Un jour, à table pour déjeuner, j'aperçois un homme habillé de bleu (un targui) accroupi dans la cour de l'hôpital, laissant saigner, goutte à goutte, un énorme chou-fleur de son front.


Il est admis, bien entendu. Et nous décidons, avec le Toubib Seghir, d'enlever cette tumeur qui semble bien circonscrite, libre en profondeur, sans aucun ganglion décelable.


Nous disposons heureusement d'un bistouri électrique et l'ablation du chou-fleur ne pose qu'un problème : celui de combler le trou. La peau, fort heureusement, se prête à tous les plissements que nous lui demandons et nous suturons sur un drainage filiforme (1).
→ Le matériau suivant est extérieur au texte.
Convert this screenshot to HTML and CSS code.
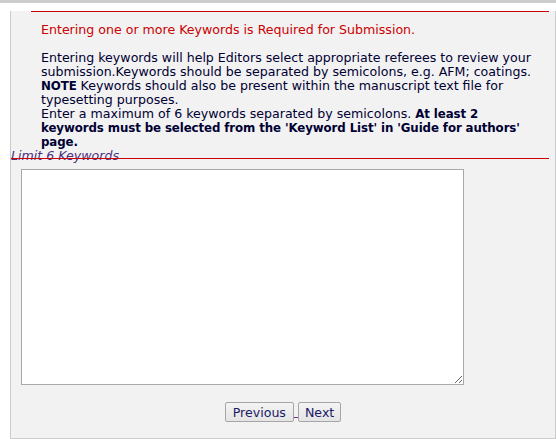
FILE: index.html
```html
<!DOCTYPE html>
<html>
<head>
<meta charset="utf-8">
<link rel="stylesheet" href="styles.css">
</head>
<body>
<div class="topbar"></div>
<div class="panel">
  <div class="rule rule-top"></div>
  <div class="content">
    <p class="required">Entering one or more Keywords is Required for Submission.</p>
    <p class="info">Entering keywords will help Editors select appropriate referees to review your submission.Keywords should be separated by semicolons, e.g. AFM; coatings.<br><b>NOTE</b> Keywords should also be present within the manuscript text file for typesetting purposes.<br>Enter a maximum of 6 keywords separated by semicolons. <b>At least 2 keywords must be selected from the 'Keyword List' in 'Guide for authors' page.</b></p>
  </div>
  <div class="limit">Limit 6 Keywords</div>
  <div class="rule rule-limit"></div>
  <textarea class="keywords"></textarea>
  <div class="actions"><span class="navlink"><button class="btn btn-prev">Previous</button> <button class="btn">Next</button></span></div>
</div>
</body>
</html>
```

FILE: styles.css
```css
html, body {
  margin: 0;
  padding: 0;
  background: #ffffff;
}
body {
  font-family: "DejaVu Sans", Verdana, sans-serif;
  font-size: 12.6px;
  line-height: 14px;
  color: #000033;
}
.topbar {
  height: 3px;
  background: #cccccc;
}
.panel {
  margin-left: 10px;
  width: 546px;
  box-sizing: border-box;
  border: 1px solid #cccccc;
  border-top: none;
  background: #f2f2f2;
  padding-bottom: 16px;
}
.rule {
  height: 1px;
  background: #cc0000;
  margin-right: 6px;
}
.rule-top {
  margin-top: 8px;
  margin-left: 20px;
}
.content {
  padding: 11px 21px 0 30px;
}
.content p {
  margin: 0;
}
.info b {
  font-size: 11.8px;
  letter-spacing: -0.1px;
}
.required {
  color: #cc0000;
  margin-bottom: 14px !important;
}
.limit {
  font-style: italic;
  color: #4d2f80;
  height: 14px;
}
.rule-limit {
  margin-top: -5px;
  position: relative;
}
.keywords {
  display: block;
  margin: 10px 0 0 10px;
  width: 443px;
  height: 216px;
  box-sizing: border-box;
  border: 1px solid #a9a9a9;
  background: #ffffff;
  padding: 2px;
  font-family: "DejaVu Sans", Verdana, sans-serif;
  font-size: 12px;
}
.actions {
  margin-top: 17px;
  text-align: center;
  line-height: 20px;
  height: 20px;
}
.navlink {
  text-decoration: underline;
  color: #663399;
}
.btn {
  font-family: "DejaVu Sans", Verdana, sans-serif;
  font-size: 12.6px;
  color: #1a1a66;
  height: 20px;
  padding: 0 6px;
  border: 1px solid #a6a6a6;
  border-radius: 2px;
  background: linear-gradient(#f4f4f4, #e4e4e4);
  vertical-align: top;
  margin: 0;
}
.btn-prev {
  padding: 0 7px;
}
```
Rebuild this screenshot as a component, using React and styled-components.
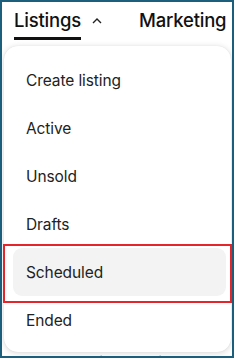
import React from 'react';
import styled, { createGlobalStyle } from "styled-components";

const items = ["Create listing", "Active", "Unsold", "Drafts", "Scheduled", "Ended"];

function App() {
    return (
        <Frame>
            <GlobalStyle />
            <Nav>
                <TabGroup>
                    <Tab active>Listings</Tab>
                    <Chevron viewBox="0 0 10 6">
                        <polyline points="1,5.5 5,1.5 9,5.5" />
                    </Chevron>
                </TabGroup>
                <Tab>Marketing</Tab>
            </Nav>
            <Behind>Share ideas with buyers</Behind>
            <Menu>
                {items.map((label) => (
                    <Item key={label} selected={label === "Scheduled"}>{label}</Item>
                ))}
            </Menu>
            <Annotation />
        </Frame>
    )
}

const GlobalStyle = createGlobalStyle`
    body {
        margin: 0;
        font-family: Inter, "Noto Sans", sans-serif;
        color: #222;
        background: #fff;
    }
`;

const Frame = styled.div`
    position: relative;
    width: 234px;
    height: 358px;
    box-sizing: border-box;
    border: 2px solid #1b5f7d;
    overflow: hidden;
    background: #fff;
`;

const Nav = styled.div`
    display: flex;
    align-items: flex-start;
    gap: 37px;
    padding: 6px 0 0 12px;
    white-space: nowrap;
`;

const TabGroup = styled.div`
    display: flex;
    align-items: flex-start;
    gap: 11px;
`;

const Tab = styled.div`
    font-size: 18.5px;
    font-weight: 500;
    letter-spacing: -0.2px;
    color: #111;
    line-height: 24px;
    padding-bottom: 5px;
    border-bottom: 3px solid ${(p) => (p.active ? "#111" : "transparent")};
`;

const Chevron = styled.svg`
    width: 10px;
    height: 7px;
    fill: none;
    stroke: #222;
    stroke-width: 1.4;
    margin-top: 9px;
`;

const Behind = styled.div`
    margin: 312px 0 0 48px;
    font-size: 16px;
    font-weight: 600;
    color: #222;
    white-space: nowrap;
`;

const Menu = styled.div`
    position: absolute;
    top: 44px;
    left: 2px;
    width: 227px;
    height: 306px;
    box-sizing: border-box;
    padding-top: 10px;
    background: #fff;
    border-radius: 14px;
    box-shadow: 0 1px 6px rgba(0, 0, 0, 0.16), 0 0 1px rgba(0, 0, 0, 0.1);
`;

const Item = styled.div`
    display: flex;
    align-items: center;
    height: 48px;
    margin: 0 5px 0 9px;
    padding-left: 13px;
    border-radius: 9px;
    font-size: 15.5px;
    letter-spacing: -0.1px;
    color: #222;
    background: ${(p) => (p.selected ? "#f3f3f3" : "transparent")};
`;

const Annotation = styled.div`
    position: absolute;
    top: 242px;
    left: 1px;
    width: 229px;
    height: 59px;
    box-sizing: border-box;
    border: 2px solid #e3262b;
    pointer-events: none;
`;

export default App;
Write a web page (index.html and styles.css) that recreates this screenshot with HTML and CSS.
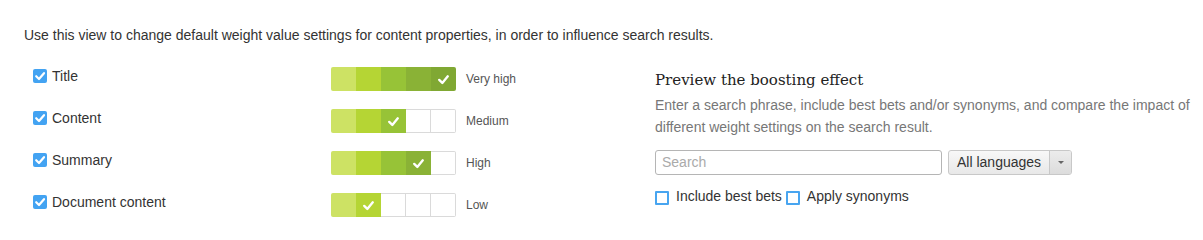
FILE: index.html
```html
<!DOCTYPE html>
<html>
<head>
<meta charset="utf-8">
<link rel="stylesheet" href="styles.css">
</head>
<body>
<p class="intro">Use this view to change default weight value settings for content properties, in order to influence search results.</p>
<div class="content">
  <div class="props">
    <div class="row">
      <label class="prop"><span class="cb checked"><svg viewBox="0 0 14 14"><path d="M3.2 7.2 L6 10 L11 4.2" fill="none" stroke="#fff" stroke-width="2.2" stroke-linecap="round" stroke-linejoin="round"/></svg></span>Title</label>
      <div class="bar">
        <span class="seg s1"></span><span class="seg s2"></span><span class="seg s3"></span><span class="seg s4"></span><span class="seg s5 sel"><svg viewBox="0 0 14 14"><path d="M3 7.4 L5.9 10.2 L11 4" fill="none" stroke="#fff" stroke-width="2.2" stroke-linecap="round" stroke-linejoin="round"/></svg></span>
      </div>
      <span class="wlabel">Very high</span>
    </div>
    <div class="row">
      <label class="prop"><span class="cb checked"><svg viewBox="0 0 14 14"><path d="M3.2 7.2 L6 10 L11 4.2" fill="none" stroke="#fff" stroke-width="2.2" stroke-linecap="round" stroke-linejoin="round"/></svg></span>Content</label>
      <div class="bar">
        <span class="seg s1"></span><span class="seg s2"></span><span class="seg s3 sel"><svg viewBox="0 0 14 14"><path d="M3 7.4 L5.9 10.2 L11 4" fill="none" stroke="#fff" stroke-width="2.2" stroke-linecap="round" stroke-linejoin="round"/></svg></span><span class="seg empty"></span><span class="seg empty last"></span>
      </div>
      <span class="wlabel">Medium</span>
    </div>
    <div class="row">
      <label class="prop"><span class="cb checked"><svg viewBox="0 0 14 14"><path d="M3.2 7.2 L6 10 L11 4.2" fill="none" stroke="#fff" stroke-width="2.2" stroke-linecap="round" stroke-linejoin="round"/></svg></span>Summary</label>
      <div class="bar">
        <span class="seg s1"></span><span class="seg s2"></span><span class="seg s3"></span><span class="seg s4 sel"><svg viewBox="0 0 14 14"><path d="M3 7.4 L5.9 10.2 L11 4" fill="none" stroke="#fff" stroke-width="2.2" stroke-linecap="round" stroke-linejoin="round"/></svg></span><span class="seg empty last"></span>
      </div>
      <span class="wlabel">High</span>
    </div>
    <div class="row">
      <label class="prop"><span class="cb checked"><svg viewBox="0 0 14 14"><path d="M3.2 7.2 L6 10 L11 4.2" fill="none" stroke="#fff" stroke-width="2.2" stroke-linecap="round" stroke-linejoin="round"/></svg></span>Document content</label>
      <div class="bar">
        <span class="seg s1"></span><span class="seg s2 sel"><svg viewBox="0 0 14 14"><path d="M3 7.4 L5.9 10.2 L11 4" fill="none" stroke="#fff" stroke-width="2.2" stroke-linecap="round" stroke-linejoin="round"/></svg></span><span class="seg empty"></span><span class="seg empty"></span><span class="seg empty last"></span>
      </div>
      <span class="wlabel">Low</span>
    </div>
  </div>
  <div class="preview">
    <h2 class="ptitle">Preview the boosting effect</h2>
    <p class="pdesc">Enter a search phrase, include best bets and/or synonyms, and compare the impact of different weight settings on the search result.</p>
    <div class="searchrow">
      <div class="search">Search</div>
      <div class="select"><span class="selval">All languages</span><span class="caret"></span></div>
    </div>
    <div class="opts">
      <label class="opt"><span class="cb empty-cb"></span>Include best bets</label>
      <label class="opt"><span class="cb empty-cb"></span>Apply synonyms</label>
    </div>
  </div>
</div>
</body>
</html>
```
FILE: styles.css
```css
html, body {
  margin: 0;
  padding: 0;
  background: #fff;
}
body {
  font-family: "Liberation Sans", Arial, sans-serif;
  font-size: 14px;
  color: #333;
  width: 1203px;
  height: 229px;
  overflow: hidden;
}
.intro {
  margin: 0;
  padding: 26px 0 0 24px;
  line-height: 18px;
  color: #333;
}
.content {
  display: flex;
  padding-left: 33px;
  margin-top: 14px;
}
.props {
  width: 622px;
  flex: none;
}
.row {
  display: flex;
  align-items: center;
  height: 42px;
}
.prop {
  width: 298px;
  display: flex;
  align-items: center;
  margin-top: -6px;
  line-height: 16px;
}
.cb {
  width: 14px;
  height: 14px;
  box-sizing: border-box;
  border-radius: 2px;
  display: inline-flex;
  flex: none;
  margin-right: 5px;
}
.cb svg {
  width: 14px;
  height: 14px;
}
.cb.checked {
  background: #43a3f2;
}
.cb.empty-cb {
  border: 2px solid #48a5f0;
  border-radius: 1px;
  margin-right: 7px;
  margin-top: 4px;
}
.bar {
  display: flex;
  width: 125px;
  height: 24px;
  flex: none;
}
.seg {
  width: 25px;
  height: 24px;
  box-sizing: border-box;
  display: flex;
  align-items: center;
  justify-content: center;
}
.seg:first-child {
  border-radius: 2px 0 0 2px;
}
.seg.last,
.seg.s5 {
  border-radius: 0 2px 2px 0;
}
.seg svg {
  width: 15px;
  height: 15px;
}
.s1 { background: #cde264; }
.s2 { background: #b5d534; }
.s3 { background: #97c337; }
.s4 { background: #8ab236; }
.s5 { background: #80a833; }
.seg.empty {
  background: #fff;
  border: 1px solid #dadada;
  border-left: none;
}
.wlabel {
  margin-left: 10px;
  font-size: 12px;
  color: #555;
}
.preview {
  width: 545px;
  flex: none;
}
.ptitle {
  margin: 10px 0 2px;
  font-family: "DejaVu Serif", Georgia, serif;
  font-weight: normal;
  font-size: 15px;
  line-height: 24px;
  color: #222;
}
.pdesc {
  margin: 0;
  line-height: 22px;
  color: #777;
}
.searchrow {
  display: flex;
  margin-top: 12px;
  height: 25px;
}
.search {
  width: 287px;
  height: 25px;
  box-sizing: border-box;
  border: 1px solid #b5b5b5;
  border-radius: 3px;
  padding: 0 6px;
  line-height: 23px;
  color: #aaa;
}
.select {
  margin-left: 6px;
  width: 124px;
  height: 25px;
  box-sizing: border-box;
  border: 1px solid #c8c8c8;
  border-radius: 3px;
  background: linear-gradient(#f8f8f8, #e8e8e8);
  display: flex;
}
.selval {
  width: 101px;
  box-sizing: border-box;
  border-right: 1px solid #c8c8c8;
  padding-left: 8px;
  line-height: 23px;
  color: #333;
}
.caret {
  flex: 1;
  position: relative;
  background: linear-gradient(#ececec, #dcdcdc);
  border-radius: 0 2px 2px 0;
}
.caret::after {
  content: "";
  position: absolute;
  left: 8px;
  top: 10px;
  border-left: 3px solid transparent;
  border-right: 3px solid transparent;
  border-top: 3px solid #666;
}
.opts {
  display: flex;
  margin-top: 12px;
}
.opt {
  display: flex;
  align-items: center;
  margin-right: 4px;
  line-height: 18px;
}
```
Le Targui guéri a quitté l'hôpital depuis plusieurs semaines quand nous parvient le résultat de la biopsie envoyée à Alger : tumeur sans aucun signe de malignité.


Et dans les semaines qui ont suivi (le téléphone arabe fonctionne sans fil, sans ondes hertziennes, mais il est admirablement efficace !), nous avons vu arriver de petites caravanes de dromadaires montés par des hommes bleus, venant de St Louis  - trois semaines de voyage à travers l'enfer du Tanezrouft - pour se faire soigner par les toubibs d'Adrar.


Nous en étions quand même un peu fiers, n'est-ce pas docteur Bourgeois ?


Mais il ne faudrait pas croire que ces activités médicales étaient notre unique raison de vivre. De temps à autre, un épisode cocasse ou imprévu venait ajouter un peu de sel à cette vie austère et laborieuse.
Une de mes filles venait de faire sa communion Solennelle, un dimanche d'avril, à l'occasion du passage de Monseigneur Mercier, évêque du Sahara, que nous ne voyions guère que tous les deux ans, son diocèse immense d'une superficie supérieure à celle de la France entière ne lui permettant pas de faire mieux.


Nous avions tout commandé à Alger à Air-Service sorte de coopérative montée par Air France pour ravitailler ceux du sud . L'avion tombe en panne : rien n'arrivera à la date prévue. Ma femme fabrique une aube dans un tissu local servant à la confection des haïks - voile blanc des musulmanes. Beau travail, mais à l'essayage, nous remarquons des raies rougeâtres sur l'aube : le tissu entreposé plié a soigneusement "absorbé" le sable rouge du Touat, marquant ainsi chaque pliure. On lave donc l'aube, le séchage ne posant aucun problème au Sahara ! Et nous nous apercevons que l'aube immaculée arrive aux genoux de ma fille. Il faut rallonger et tricher pour rendre ce "volant" plausible... ce qui fut fait.
 

Adrar 1957: le toubib Seghir et mon épouse

 

La nourriture est coincée dans l'avion en panne. Le "Toubib Seghir" fait le tour des palmeraies voisines - une des mes filles l'accompagne- pour trouver quelques poulets de remplacement, en comptant qu'il faudrait au moins deux poulets locaux pour remplacer un poulet normal. Ce ne fut pas une petite affaire... mais ils en trouvèrent.


Le jour de la cérémonie, le père blanc rassemble les enfants dans l'église d'Adrar pour une ultime répétition des cantiques. L'évêque n'est toujours pas arrivé : son Norecrin piloté par le R.P. Armel, pilote confirmé après un passage dans la R.A.F. de 1940 à 1945, a disparu... Les enfants s'énervent et le père blanc les renvoie chez eux avec la consigne de rejoindre l'église quand le petit monoplace sera en vue.


L'attente fut longue pour les enfants, pour les parents, pour les cuisiniers et pour les serveurs. Quand, tout à coup, venant du sud alors qu'on l'attendait au nord, l'avion apparaît, fait deux fois le tour d'Adrar et se pose enfin sur l'aérodrome. Les voitures de service conduisent les deux arrivants au bureau de l'Annexe. Monseigneur Mercier souriant, le R.P. Armel, malicieux, nous explique qu'il a fait un petit détour pour présenter son diocèse à l'évêque volant.
 


(1) Faisceau de crins synthétiques qui sortent de la plaie suturée et permet l'écoulement des fluides indésirables.